_TASK DIRECTIONS_. In this exercise, return the whole listing exactly, excluding any images.

_MATERIAL PROVIDED_.

◇ ◇ ◇ ◇

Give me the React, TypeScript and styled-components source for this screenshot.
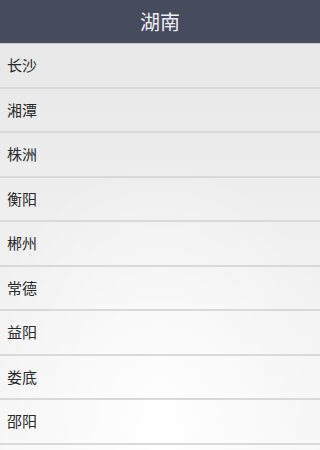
import React from "react";
import styled, { createGlobalStyle } from "styled-components";

const Global = createGlobalStyle`
  html, body { margin: 0; padding: 0; height: 450px; overflow: hidden; background: #f4f4f4; }
  body { font-family: "Noto Sans CJK SC", "Noto Sans", sans-serif; }
`;

const Screen = styled.div`
  width: 100%;
  min-width: 270px;
  height: 450px;
  display: flex;
  flex-direction: column;
  background:
    radial-gradient(ellipse 60% 58% at 50% 94%, rgba(255,255,255,0.95), rgba(255,255,255,0) 100%),
    linear-gradient(to bottom, #e6e6e6 0%, #efefef 50%, #f6f6f6 100%);
  overflow: hidden;
`;

const Header = styled.div`
  height: 43px;
  flex: 0 0 43px;
  background: #464b5d;
  border-bottom: 1px solid #c9cbd2;
  display: flex;
  align-items: center;
  justify-content: center;
  color: #eceef2;
  font-size: 20px;
`;

const List = styled.ul`
  list-style: none;
  margin: 0;
  padding: 0;
  display: flex;
  flex-direction: column;
`;

const Row = styled.li`
  box-sizing: border-box;
  height: 44.5px;
  flex: 0 0 44.5px;
  display: flex;
  align-items: center;
  padding-left: 7px;
  padding-bottom: 1px;
  font-size: 15px;
  color: #2a2a2a;
  border-bottom: 2px solid #d9d9d9;
`;

const cities = ["长沙", "湘潭", "株洲", "衡阳", "郴州", "常德", "益阳", "娄底", "邵阳"];

export default function App() {
  return (
    <>
      <Global />
      <Screen>
        <Header>湖南</Header>
        <List>
          {cities.map((c) => (
            <Row key={c}>{c}</Row>
          ))}
        </List>
      </Screen>
    </>
  );
}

◇ ◇ ◇ ◇

_THE RESULT_.
Give me the React, TypeScript and styled-components source for this screenshot.
import React from "react";
import styled, { createGlobalStyle } from "styled-components";

const Global = createGlobalStyle`
  html, body { margin: 0; padding: 0; height: 450px; overflow: hidden; background: #f4f4f4; }
  body { font-family: "Noto Sans CJK SC", "Noto Sans", sans-serif; }
`;

const Screen = styled.div`
  width: 100%;
  min-width: 270px;
  height: 450px;
  display: flex;
  flex-direction: column;
  background:
    radial-gradient(ellipse 60% 58% at 50% 94%, rgba(255,255,255,0.95), rgba(255,255,255,0) 100%),
    linear-gradient(to bottom, #e6e6e6 0%, #efefef 50%, #f6f6f6 100%);
  overflow: hidden;
`;

const Header = styled.div`
  height: 43px;
  flex: 0 0 43px;
  background: #464b5d;
  border-bottom: 1px solid #c9cbd2;
  display: flex;
  align-items: center;
  justify-content: center;
  color: #eceef2;
  font-size: 20px;
`;

const List = styled.ul`
  list-style: none;
  margin: 0;
  padding: 0;
  display: flex;
  flex-direction: column;
`;

const Row = styled.li`
  box-sizing: border-box;
  height: 44.5px;
  flex: 0 0 44.5px;
  display: flex;
  align-items: center;
  padding-left: 7px;
  padding-bottom: 1px;
  font-size: 15px;
  color: #2a2a2a;
  border-bottom: 2px solid #d9d9d9;
`;

const cities = ["长沙", "湘潭", "株洲", "衡阳", "郴州", "常德", "益阳", "娄底", "邵阳"];

export default function App() {
  return (
    <>
      <Global />
      <Screen>
        <Header>湖南</Header>
        <List>
          {cities.map((c) => (
            <Row key={c}>{c}</Row>
          ))}
        </List>
      </Screen>
    </>
  );
}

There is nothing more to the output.